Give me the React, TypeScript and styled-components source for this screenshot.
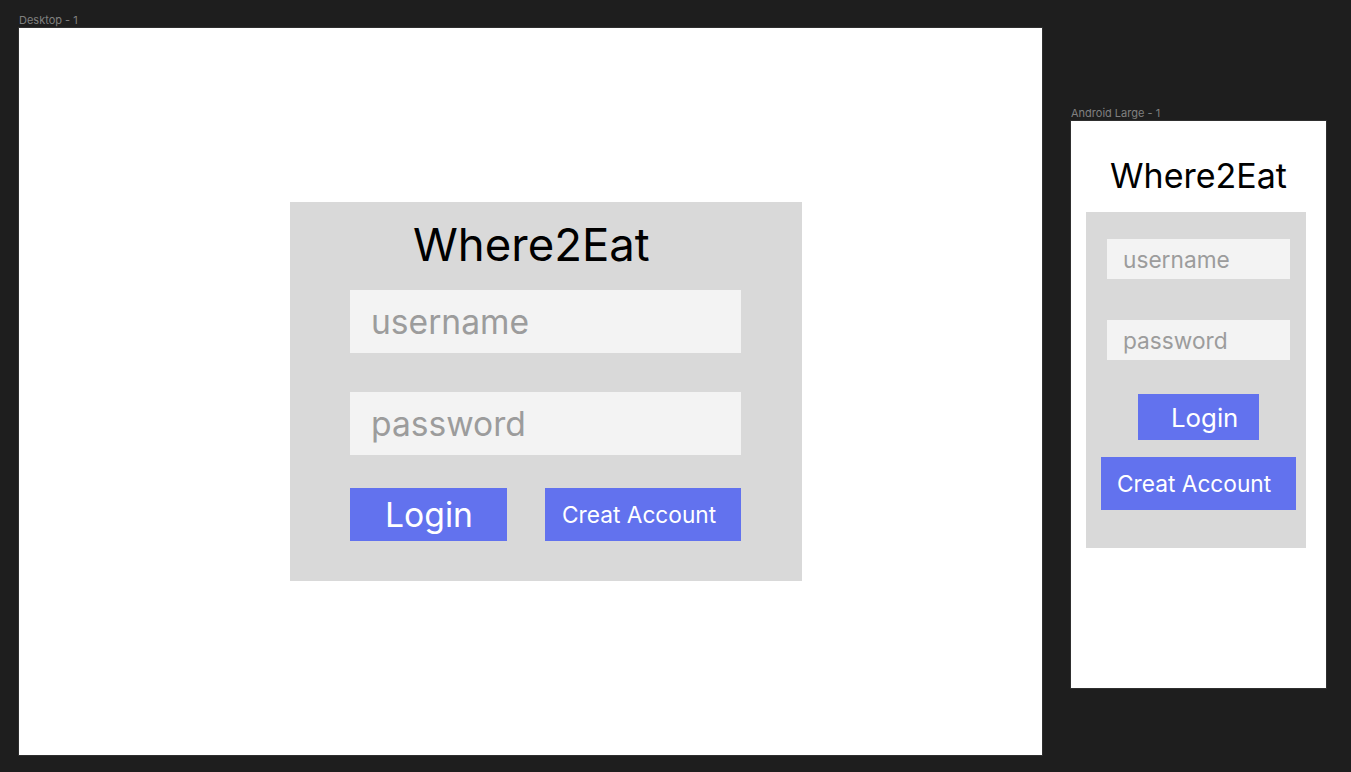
import React from "react";
import styled, { createGlobalStyle } from "styled-components";

const Global = createGlobalStyle`
  html, body { margin: 0; padding: 0; background: #1e1e1e; }
  body { font-family: Inter, "Noto Sans", sans-serif; }
  * { box-sizing: border-box; }
`;

const Canvas = styled.div`
  display: flex;
  align-items: flex-start;
  gap: 29px;
  padding-left: 19px;
  width: 1351px;
  height: 772px;
  overflow: hidden;
`;

const FrameColumn = styled.div<{ $top: number }>`
  display: flex;
  flex-direction: column;
  margin-top: ${(p) => p.$top}px;
`;

const FrameLabel = styled.div`
  font-family: Inter, sans-serif;
  font-size: 11px;
  line-height: 15px;
  height: 15px;
  color: #808080;
  white-space: nowrap;
`;

const DesktopFrame = styled.div`
  width: 1023px;
  height: 727px;
  background: #ffffff;
  padding: 174px 0 0 271px;
  box-shadow: 0 0 0 1px rgba(255, 255, 255, 0.08);
`;

const DesktopCard = styled.div`
  width: 512px;
  height: 379px;
  background: #d9d9d9;
  padding: 0 61px 0 60px;
  display: flex;
  flex-direction: column;
`;

const Title = styled.div<{ $size: number; $lh: number; $pt: number; $h: number; $pl?: number; $center?: boolean }>`
  font-family: Inter, sans-serif;
  font-size: ${(p) => p.$size}px;
  line-height: ${(p) => p.$lh}px;
  height: ${(p) => p.$h}px;
  padding-top: ${(p) => p.$pt}px;
  padding-left: ${(p) => p.$pl ?? 0}px;
  color: #000;
  white-space: nowrap;
  text-align: ${(p) => (p.$center ? "center" : "left")};
`;

const Field = styled.div<{ $w: number; $h: number; $size: number; $pl: number; $mt: number }>`
  width: ${(p) => p.$w}px;
  height: ${(p) => p.$h}px;
  margin-top: ${(p) => p.$mt}px;
  background: #f3f3f3;
  display: flex;
  align-items: center;
  padding-left: ${(p) => p.$pl}px;
  font-family: Inter, sans-serif;
  font-size: ${(p) => p.$size}px;
  color: #9c9c9c;
  white-space: nowrap;
`;

const ButtonRow = styled.div`
  display: flex;
  justify-content: space-between;
  margin-top: 33px;
`;

const Button = styled.div<{ $w: number; $h: number; $size: number; $pl: number; $mt?: number; $ml?: number }>`
  width: ${(p) => p.$w}px;
  height: ${(p) => p.$h}px;
  margin-top: ${(p) => p.$mt ?? 0}px;
  margin-left: ${(p) => p.$ml ?? 0}px;
  background: #6272ee;
  color: #ffffff;
  display: flex;
  align-items: center;
  padding-left: ${(p) => p.$pl}px;
  font-family: Inter, sans-serif;
  font-size: ${(p) => p.$size}px;
  white-space: nowrap;
  flex-shrink: 0;
`;

const PhoneFrame = styled.div`
  width: 255px;
  height: 567px;
  background: #ffffff;
  padding: 0 0 0 15px;
  display: flex;
  flex-direction: column;
  box-shadow: 0 0 0 1px rgba(255, 255, 255, 0.08);
`;

const PhoneTitle = styled(Title)`
  width: 225px;
`;

const PhoneCard = styled.div`
  width: 220px;
  height: 336px;
  background: #d9d9d9;
  padding: 0 0 0 21px;
  display: flex;
  flex-direction: column;
`;

export default function App() {
  return (
    <>
      <Global />
      <Canvas>
        <FrameColumn $top={13}>
          <FrameLabel>Desktop - 1</FrameLabel>
          <DesktopFrame>
            <DesktopCard>
              <Title $size={45.5} $lh={58} $pt={14} $h={88} $pl={63}>
                Where2Eat
              </Title>
              <Field $w={391} $h={63} $size={33.6} $pl={21} $mt={0}>
                username
              </Field>
              <Field $w={391} $h={63} $size={33.6} $pl={21} $mt={39}>
                password
              </Field>
              <ButtonRow>
                <Button $w={157} $h={53} $size={33.7} $pl={35}>
                  Login
                </Button>
                <Button $w={196} $h={53} $size={22.7} $pl={17}>
                  Creat Account
                </Button>
              </ButtonRow>
            </DesktopCard>
          </DesktopFrame>
        </FrameColumn>
        <FrameColumn $top={106}>
          <FrameLabel>Android Large - 1</FrameLabel>
          <PhoneFrame>
            <PhoneTitle $size={34} $lh={44} $pt={33} $h={91} $center>
              Where2Eat
            </PhoneTitle>
            <PhoneCard>
              <Field $w={183} $h={40} $size={22.7} $pl={16} $mt={27}>
                username
              </Field>
              <Field $w={183} $h={40} $size={22.7} $pl={16} $mt={41}>
                password
              </Field>
              <Button $w={121} $h={46} $size={25.8} $pl={33} $mt={34} $ml={31}>
                Login
              </Button>
              <Button $w={195} $h={53} $size={22.7} $pl={16} $mt={17} $ml={-6}>
                Creat Account
              </Button>
            </PhoneCard>
          </PhoneFrame>
        </FrameColumn>
      </Canvas>
    </>
  );
}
_ _ _ _ _
Identify and copy lines that hold the string "React".

Give me the React, TypeScript and styled-components source for this screenshot.
import React from "react";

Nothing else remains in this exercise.